Coup de tonnerre sur le prix du CO2

La guerre en Ukraine provoque une évolution inattendue du prix des émissions de CO². Phénomène surprenant mais de courte durée sans le moindre doute.

Le prix des quotas carbone a subi la plus forte chute de son histoire ces derniers jours. Il y a encore quelques semaines, le carbone était considéré comme un marché voué à croître en permanence, avec l’accélération de la transition climatique. La tonne de carbone flirtait alors avec les 100 €. Mais l’invasion russe en Ukraine a bouleversé la donne. Le prix des « droits à polluer », que les industriels de certains secteurs doivent acheter pour compenser leurs émissions de CO2, a, depuis, perdu 30% de sa valeur. L’amplitude de la chute a été assez surprenante, car elle est allée à l’inverse de la trajectoire des prix de l’énergie. Avec la flambée des prix du gaz et du pétrole provoquée par la crise en Ukraine, certains traders ont dû vendre leurs quotas carbone pour couvrir la hausse des appels de marge notamment sur le gaz, qui s’envole de près de 120% depuis le début de l’année.

co² price

Reflux vers les investissements plus sûrs

Dans ce contexte géopolitique, les investisseurs réduisent la voilure en termes de risques dans les portefeuilles et choisissent de se rabattre sur ce qu’ils considèrent comme des investissements plus sûrs : c’est notamment pour cela que les taux d’intérêt à long terme se sont légèrement détendus depuis le début de la guerre. De nombreux fonds ont donc changé de cap, se délestant de leurs quotas carbone pour compenser leurs pertes sur les marchés actions. D’autres facteurs peuvent également expliquer cette baisse. À court terme, l’envolée des prix de l’énergie et la guerre laissent présager une baisse de la croissance économique, et donc moins d’émissions de CO2, ce qui devrait faire diminuer la demande de quotas carbone. Face à l’envolée des prix du gaz et du charbon, l’Allemagne a déjà annoncé qu’elle allait considérablement renforcer ses capacités de production d’énergie solaire et éolienne, afin de passer à 100% d’électricité renouvelable d’ici 2035. Berlin pourrait également faire volte-face et relancer ses centrales nucléaires afin de réduire sa dépendance au gaz russe, ce qui ferait drastiquement chuter ses émissions de CO2.

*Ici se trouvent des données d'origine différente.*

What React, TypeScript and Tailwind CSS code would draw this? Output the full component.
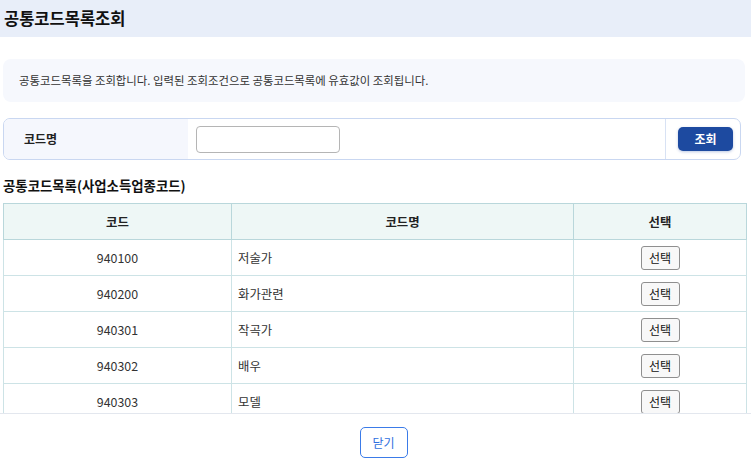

Retour en grâce du charbon

La tendance est comparable pour le charbon. Les prix du gaz sont si élevés qu’il devient plus rentable de brûler l’énergie fossile la plus polluante pour produire de l’électricité. La demande en Europe explose, mais les électriciens ne veulent plus avoir du charbon russe entre les mains ou se préparent à ne plus pouvoir en acheter. Ils se tournent donc vers d’autres producteurs, ce qui contribue à mettre le marché mondial sous tension. 

Le marché est d’autant plus tendu que la Chine, qui n’a pourtant pris aucune sanction contre la Russie, tourne elle aussi le dos au charbon russe.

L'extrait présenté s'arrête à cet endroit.